Introduction
1.1
The Senate inquiry into the Australian Citizenship Legislation Amendment
(Strengthening the Requirements for Australian Citizenship and Other Measures)
Bill 2017 (the Bill) received more than 13,500 submissions. The overwhelming
number of submissions raised serious concerns regarding this Bill.
1.2
Despite the evidence provided and concerns raised by submitters, the Chair’s
report has recommended that this Bill be passed, subject to the Government
considering three recommendations.
1.3
The Australian Greens are concerned that the Bill will cause hardship
and suffering to those seeking citizenship and undermine one of the ways that
Australia forges an inclusive and multicultural society. The Australian
Multicultural Commission notes the Bill will '...create a growing pool of
long-term permanent residents and potentially undermine the high levels of social
cohesion we currently enjoy'.[1]
1.4
The Federation of Ethnic Communities' Councils of Australia (FECCA)
submitted:
FECCA believes that this Bill will create a permanent
underclass of Australian residents who will be denied the rights and
opportunities of being welcomed and included as Australian citizens. Such
exclusion undermines the ideal described in the Preamble to the Australian
Citizenship Act 2007 'that citizenship is a 'common bond' that unit[es] all
Australians'.[2]
English language
1.5
The Greens are concerned that the English Test mandated by the Bill is
unfairly prohibitive, by expecting a level of competency and comprehension that
is grossly unreasonable.
1.6
As submitted by the Language Testing Research Centre, the International
English Language Testing System (IELTS) was not designed as a test to ascertain
citizenship readiness. It was developed as an academic skills test. As such it
is not fit for the purpose for which the government intends to use it. The
requirement that applicants reach Level 6 on the IELTS is unreasonably high.
1.7
Many submissions noted that many Australian citizens who have spent
their whole life in Australia would fail this test. Fair Go For Migrants
submitted:
The English test will unfairly discriminate against partners
of students, workers or citizens who may not have the same language skills, and
refugees who may have missed years of education in the process of fleeing from
danger. If one family member passes but others do not, families could be torn
apart.[3]
1.8
The Launceston Hazara Community submitted that:
The Process of learning English is very difficult considering
the problems we have been through. Failure to pass the citizenship test will
deny us a sense of belonging to Australia.[4]
1.9
Enforcing this standard of English will present a substantial economic
burden on those seeking Australian Citizenship as eligibility for free English
classes ceases once immigrants reach Level 4 on IELTS.[5]
1.10
The Greens are concerned that the pressure to pass the English test
outlined in the Bill will detract from other activities necessary to
successfully migrate to Australia, including prioritising the education of
children, participating in the workforce and settling.[6]
1.11
The Greens do not accept that strict, advanced language skills are
required to become a contributing Australian citizen. The Language Testing
Research Centre noted:
Research has shown that in a multilingual and multicultural
society such as ours, people can function adequately within their own
multilingual networks, and at the same time contribute effectively to the
society with relatively low levels of English.[7]
Increase to four years
1.12
The Bill's Explanatory Memorandum outlined that extending the period of
permanent residence that potential citizens needed to fulfil before applying
for citizenship was designed to foster better integration into Australian
society and to give applicants more time to have their good character tested.

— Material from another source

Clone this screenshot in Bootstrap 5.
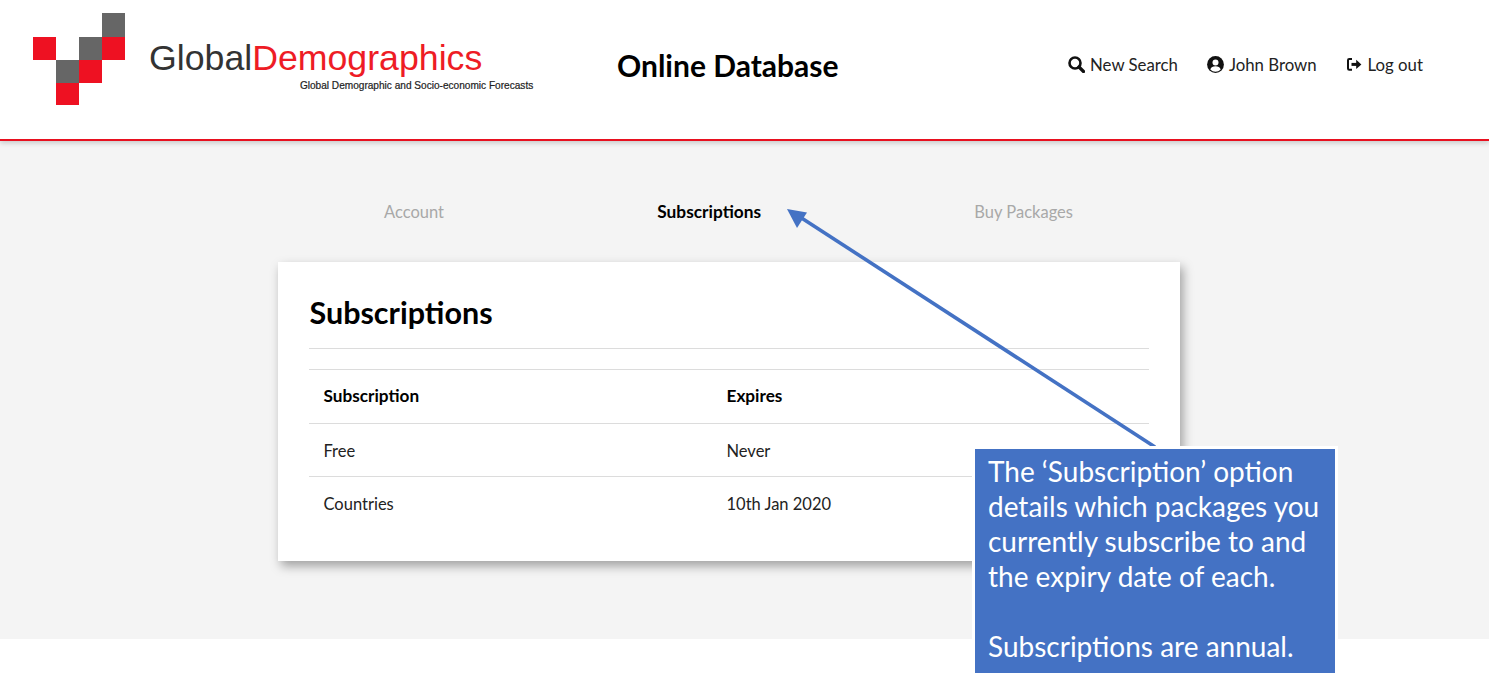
<!DOCTYPE html>
<html lang="en">
<head>
<meta charset="utf-8">
<title>Online Database</title>
<link href="https://cdn.jsdelivr.net/npm/bootstrap@5.3.0/dist/css/bootstrap.min.css" rel="stylesheet">
<style>
html,body{height:100%;}
body{background:#fff;font-family:"Lato","Liberation Sans",sans-serif;color:#111;position:relative;overflow:hidden;}
.top-bar{height:141px;border-bottom:2px solid #e8101f;box-shadow:0 2px 5px rgba(0,0,0,.18);padding:13px 66px 0 33px;background:#fff;position:relative;}
.brand-wrap{width:584px;height:92px;gap:24px;flex:none;}
.logo-mark{width:92px;height:92px;flex:none;}
.brand-name{font-family:"Liberation Sans",Arial,sans-serif;font-size:35.7px;line-height:38px;color:#333;margin-top:26px;white-space:nowrap;}
.brand-name span{color:#ee1c25;}
.brand-tag{font-family:"Liberation Sans",Arial,sans-serif;font-size:10.1px;line-height:11px;color:#222;text-align:right;white-space:nowrap;margin-right:-51px;margin-top:3px;-webkit-text-stroke:.2px #222;}
.site-title{font-size:30px;font-weight:700;color:#000;margin:34px auto 0 0;line-height:36px;white-space:nowrap;}
.top-links{gap:29px;margin-top:39px;}
.top-links a{color:#222;font-size:16.8px;line-height:25px;text-decoration:none;display:flex;align-items:center;gap:5px;}
.main-band{background:#f4f4f4;height:498px;padding:57px 32px 0 0;}
.tab-row{width:689px;margin:0 auto;height:28px;}
.tab-row a{font-size:16.5px;color:#a8a8a8;text-decoration:none;line-height:28px;padding:0;}
.tab-row a.active{color:#000;font-weight:700;font-size:17.3px;}
.sub-panel{width:902px;height:299px;margin:36px auto 0;background:#fff;box-shadow:3px 5px 10px rgba(0,0,0,.35);padding:31px 31px 0;border-radius:0;border:0;}
.sub-panel h2{font-size:30.5px;font-weight:700;line-height:38px;margin:0 0 17px 1px;color:#000;}
.rule-line{border-top:1px solid #dcdcdc;margin:0 0 20px;opacity:1;}
.sub-table{margin:0;font-size:16.5px;--bs-table-color:#222;}
.sub-table th,.sub-table td{padding:15px 15px 0;height:53px;line-height:24px;border-color:#dcdcdc;font-weight:400;vertical-align:top;}
.sub-table thead th{font-weight:700;font-size:17.2px;color:#000;border-top:1px solid #dcdcdc;height:54px;padding-top:14px;}
.sub-table tbody tr:last-child td{border-bottom:0;}
.col-first{width:403px;}
.arrow-layer{position:absolute;left:0;top:0;width:1489px;height:682px;pointer-events:none;}
.note-box{position:absolute;left:972px;top:446px;width:366px;height:227px;background:#4472c4;border:3px solid #fff;border-bottom:0;color:#fff;font-family:"Lato","Open Sans",sans-serif;font-size:28px;line-height:35px;padding:5px 10px 0 13px;}
.note-box p{margin:0;white-space:nowrap;}
.note-gap{height:35px;}
</style>
</head>
<body>
<header class="top-bar d-flex align-items-start">
  <div class="brand-wrap d-flex align-items-start">
    <svg class="logo-mark" viewBox="0 0 92 92" role="img" aria-label="Global Demographics logo">
      <rect x="0" y="24" width="23" height="23" fill="#ee1122"/>
      <rect x="23" y="47" width="23" height="23" fill="#666"/>
      <rect x="23" y="70" width="23" height="22" fill="#ee1122"/>
      <rect x="46" y="24" width="23" height="23" fill="#666"/>
      <rect x="46" y="47" width="23" height="23" fill="#ee1122"/>
      <rect x="69" y="0" width="23" height="24" fill="#666"/>
      <rect x="69" y="24" width="23" height="23" fill="#ee1122"/>
    </svg>
    <div>
      <div class="brand-name">Global<span>Demographics</span></div>
      <div class="brand-tag">Global Demographic and Socio-economic Forecasts</div>
    </div>
  </div>
  <h1 class="site-title">Online Database</h1>
  <nav class="top-links d-flex">
    <a href="#"><svg width="17" height="17" viewBox="0 0 17 17" fill="none" stroke="#111"><circle cx="7" cy="7" r="5.5" stroke-width="2.6"/><path d="M11 11l4.5 4.5" stroke-width="3.2" stroke-linecap="round"/></svg>New Search</a>
    <a href="#"><svg width="17" height="17" viewBox="0 0 17 17"><circle cx="8.5" cy="8.5" r="8.4" fill="#111"/><circle cx="8.5" cy="6.6" r="3" fill="#fff"/><path d="M3.3 13.4c.6-2.4 2.6-3.2 5.2-3.2s4.6.8 5.2 3.2a7 7 0 0 1-10.4 0z" fill="#fff"/></svg>John Brown</a>
    <a href="#"><svg width="17" height="17" viewBox="0 0 17 17" fill="none" stroke="#111" stroke-width="2"><path d="M6 3H3.2C2.3 3 2 3.5 2 4.2v8.4c0 .8.4 1.2 1.2 1.2H6"/><path d="M5.5 8.4h6" stroke-width="3"/><path d="M10.2 3.8l5.2 4.6-5.2 4.6z" fill="#111" stroke="none"/></svg>Log out</a>
  </nav>
</header>
<main class="main-band">
  <nav class="nav tab-row justify-content-between">
    <a class="nav-link" href="#">Account</a>
    <a class="nav-link active" href="#">Subscriptions</a>
    <a class="nav-link" href="#">Buy Packages</a>
  </nav>
  <section class="card sub-panel">
    <h2>Subscriptions</h2>
    <hr class="rule-line">
    <table class="table sub-table">
      <thead><tr><th class="col-first">Subscription</th><th>Expires</th></tr></thead>
      <tbody>
        <tr><td>Free</td><td>Never</td></tr>
        <tr><td>Countries</td><td>10th Jan 2020</td></tr>
      </tbody>
    </table>
  </section>
</main>
<svg class="arrow-layer" viewBox="0 0 1489 682" aria-hidden="true">
  <line x1="1155" y1="447" x2="800" y2="217" stroke="#4472c4" stroke-width="3.6"/>
  <polygon points="787,209 807,212.5 797,228" fill="#4472c4"/>
</svg>
<aside class="note-box">
  <p>The ‘Subscription’ option</p>
  <p>details which packages you</p>
  <p>currently subscribe to and</p>
  <p>the expiry date of each.</p>
  <div class="note-gap"></div>
  <p>Subscriptions are annual.</p>
</aside>
<script src="https://cdn.jsdelivr.net/npm/bootstrap@5.3.0/dist/js/bootstrap.bundle.min.js"></script>
</body>
</html>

However, many submitters challenged whether there was evidence to support such claims.
GetUp! submitted that:
There has been no evidence provided to show that forcing
people to stay in Australia for an extended period of time improves the
likelihood of successful integration into the community. Rather, a sudden
increase in residency requirements has plunged thousands into deep uncertainty
about their futures.[8]
1.13
At a public hearing Oz Kiwi Association Inc. (Oz Kiwi) described the
impact of the proposed increase in residency would have on families and their
children’s education:
Oz Kiwi has been contacted by hundreds and hundreds of
families who are now in between permanent residency and citizenship. Some
parents have gained permanent residency, either through a skilled visa or
resident return visa or a spousal visa, and have then sponsored their child, or
children, with the intention of that child becoming a citizen and then going to
university and accessing higher education. With these proposed changes, from a
one-year to four-year wait as a permanent resident, that's a very pertinent
time in a child's life because they're finishing their high school education
and would then like to go onto university. The issue is now that they will not become
a citizen as they expected, perhaps, either in 2017 or 2018. They will not
become a citizen for some three or four years more, which means their
university education is most likely on hold because, despite the government's
intention of opening up the higher education loan scheme to all permanent
residents, it is out of the question for most families to pay $30,000 per year
for each of their university-age children.[9]
1.14
Oz Kiwi went on to explain:
We have been contacted by families who have withdrawn their
application for permanent residence for their child, because it means that
child is going to be in limbo.[10]
1.15
Fair Go for Migrants submitted that:
The legislation is based on misleading assumptions about the
circumstances of people currently applying for citizenship. These persons have
already had to live in Australia for at least four years on a valid visa in
order to apply. In our experience, most persons have lived in Australia for
4-10 years before they are eligible to apply for citizenship under current law.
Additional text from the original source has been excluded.